Но хотя там Джон был молодой, шуточки у него были, как у моряка в летах; он излучал уверенность и был, конечно же, чертовски обаятелен. Крепко поцеловав меня, он спросил, не победят ли англичане немцев в войне поцелуев, а когда я ответила, что я исландка, переспросил:

— А? Так вот почему мне так холодно!

— Ты замерз?

— Нет, — усмехнулся он, — я тоже из Исландии.

— Из Исландии? Как это?

— Да это Мими прозвала мою комнату Iceland.

— А почему?

— А там всегда холодно. У меня там все время окно открыто.

— Зачем?

— Smoke Gets In Your Eyes[37], — пропел он, подражая песне The Platters, под которую мы только что закончили танцевать. — Мими против того, чтоб я курил.

— А кто эта Мими?

— Моя тетя. Или мама. Мать у меня погибла в аварии. Ее пьяный мужик сбил.

— О? Какой ужас!

— Ага. Я его за это убью.

Удивительно, но эта фраза упала мне в душу, как снаряд. У меня защемило в груди, на глаза навернулись слезы; я извинилась, вышла на балкон, взялась за холодные перила и стала смотреть на город и реку. Огни большого города расплылись в слезах, уронить которые мне не позволила гордость. Мне не хотелось плакать на глазах у этой молодежи. Я сама удивилась своей ранимости. Неужели я до сих пор настолько хрупка?

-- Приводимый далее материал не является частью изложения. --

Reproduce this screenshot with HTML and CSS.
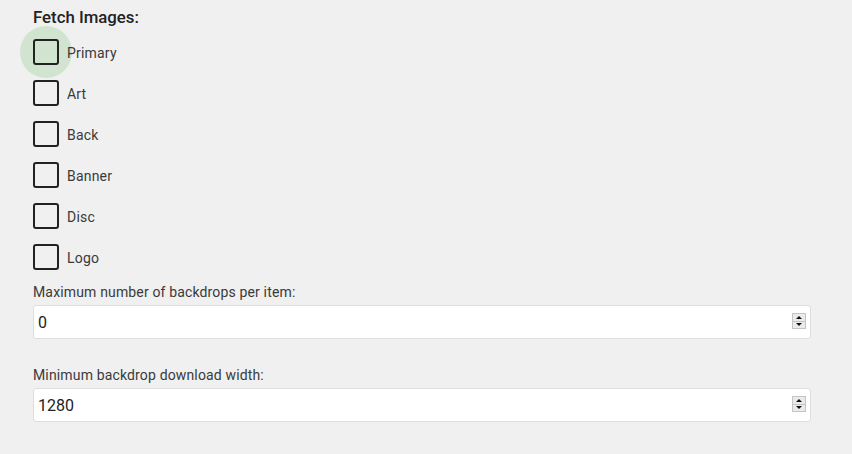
FILE: index.html
```html
<!DOCTYPE html>
<html>
<head>
<meta charset="utf-8">
<link rel="stylesheet" href="styles.css">
</head>
<body>
<div class="page">
  <h3 class="title">Fetch Images:</h3>
  <div class="checks">
    <label class="check"><span class="box-wrap"><span class="ripple"></span><span class="box"></span></span><span class="check-label">Primary</span></label>
    <label class="check"><span class="box-wrap"><span class="box"></span></span><span class="check-label">Art</span></label>
    <label class="check"><span class="box-wrap"><span class="box"></span></span><span class="check-label">Back</span></label>
    <label class="check"><span class="box-wrap"><span class="box"></span></span><span class="check-label">Banner</span></label>
    <label class="check"><span class="box-wrap"><span class="box"></span></span><span class="check-label">Disc</span></label>
    <label class="check"><span class="box-wrap"><span class="box"></span></span><span class="check-label">Logo</span></label>
  </div>
  <div class="field">
    <label class="field-label" for="f1">Maximum number of backdrops per item:</label>
    <div class="input-wrap">
      <input id="f1" class="num" type="number" value="0">
      <span class="spin"><span class="spin-up"></span><span class="spin-down"></span></span>
    </div>
  </div>
  <div class="field">
    <label class="field-label" for="f2">Minimum backdrop download width:</label>
    <div class="input-wrap">
      <input id="f2" class="num" type="number" value="1280">
      <span class="spin"><span class="spin-up"></span><span class="spin-down"></span></span>
    </div>
  </div>
</div>
</body>
</html>
```
FILE: styles.css
```css
html, body {
  margin: 0;
  padding: 0;
  background: #f0f0f0;
  font-family: Roboto, "Liberation Sans", sans-serif;
  color: #222;
}
.page {
  padding: 7px 41px 0 33px;
}
.title {
  margin: 0;
  font-size: 16.8px;
  font-weight: 500;
  line-height: 20px;
  color: #222;
}
.checks {
  display: flex;
  flex-direction: column;
  gap: 15px;
  margin-top: 12px;
}
.check {
  display: flex;
  align-items: center;
  gap: 8px;
  height: 26px;
}
.box-wrap {
  position: relative;
  width: 26px;
  height: 26px;
  flex: none;
}
.box {
  position: absolute;
  inset: 0;
  box-sizing: border-box;
  border: 2px solid #222;
  border-radius: 3px;
}
.ripple {
  position: absolute;
  left: -13px;
  top: -13px;
  width: 52px;
  height: 52px;
  border-radius: 50%;
  background: #d0e4cf;
}
.check-label {
  position: relative;
  font-size: 14px;
  color: #3a3a3a;
  letter-spacing: 0.2px;
  padding-top: 2px;
}
.field {
  display: flex;
  flex-direction: column;
  margin-top: 14px;
}
.field + .field {
  margin-top: 28px;
}
.field-label {
  font-size: 14px;
  line-height: 16px;
  letter-spacing: 0.15px;
  color: #3a3a3a;
  margin-bottom: 5px;
}
.input-wrap {
  position: relative;
}
.num {
  display: block;
  box-sizing: border-box;
  height: 34px;
  width: 100%;
  margin: 0;
  padding: 0 8px 0 4px;
  border: 1px solid #dedede;
  border-radius: 3px;
  background: #fff;
  font-family: Roboto, "Liberation Sans", sans-serif;
  font-size: 16px;
  color: #222;
  outline: none;
  -moz-appearance: textfield;
}
.num::-webkit-inner-spin-button,
.num::-webkit-outer-spin-button {
  -webkit-appearance: none;
  margin: 0;
}
.spin {
  position: absolute;
  right: 5px;
  top: 8px;
  width: 14px;
  height: 16px;
  box-sizing: border-box;
  border: 1px solid #c4c4c4;
  background: #ebebeb;
  display: flex;
  flex-direction: column;
}
.spin-up,
.spin-down {
  flex: 1;
  display: flex;
  align-items: center;
  justify-content: center;
}
.spin-up {
  border-bottom: 1px solid #c4c4c4;
}
.spin-up::before {
  content: "";
  border-left: 3px solid transparent;
  border-right: 3px solid transparent;
  border-bottom: 3px solid #111;
}
.spin-down::before {
  content: "";
  border-left: 3px solid transparent;
  border-right: 3px solid transparent;
  border-top: 3px solid #111;
}
```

Джон осторожно высунул голову на узкий балкон:

— Что с тобой? Я что-то не то сказал?

Я обернулась:

— Нет-нет, я… просто… я тоже потеряла… так же…

— Маму?

— Нет, маленького… маленькую…

— Сестру?

Я не могла ответить. Только качала головой. Мне до сих пор было так больно. Я думала, что мало-помалу оправлюсь после того, как моя дочь погибла под колесами машины, но вот и через семь лет я не могу слышать про ДТП. И вот через пятьдесят шесть лет я лежу и вытираю с дряблых старческих щек слезы. Какое невезение — вспомнить такое именно с этим парнем и именно в этот вечер! Он держался хорошо, но, разумеется, о дальнейшем «общении» не могло быть и речи. Молодые люди не хотят спать со старыми проблемами.

— Ты хочешь сказать… ребенка?

Я кивнула, сглотнула и попыталась улыбкой прогнать слезы. Сквозь музыку слышался стук поезда в ночной темноте. Битл улыбнулся в ответ. Наконец он вышел на балкон, закурил сигарету и сказал, отгоняя дым:

— Ты ведь намного старше меня, да? Сколько тебе лет?

Как ни странно, такая беспардонность взбодрила меня.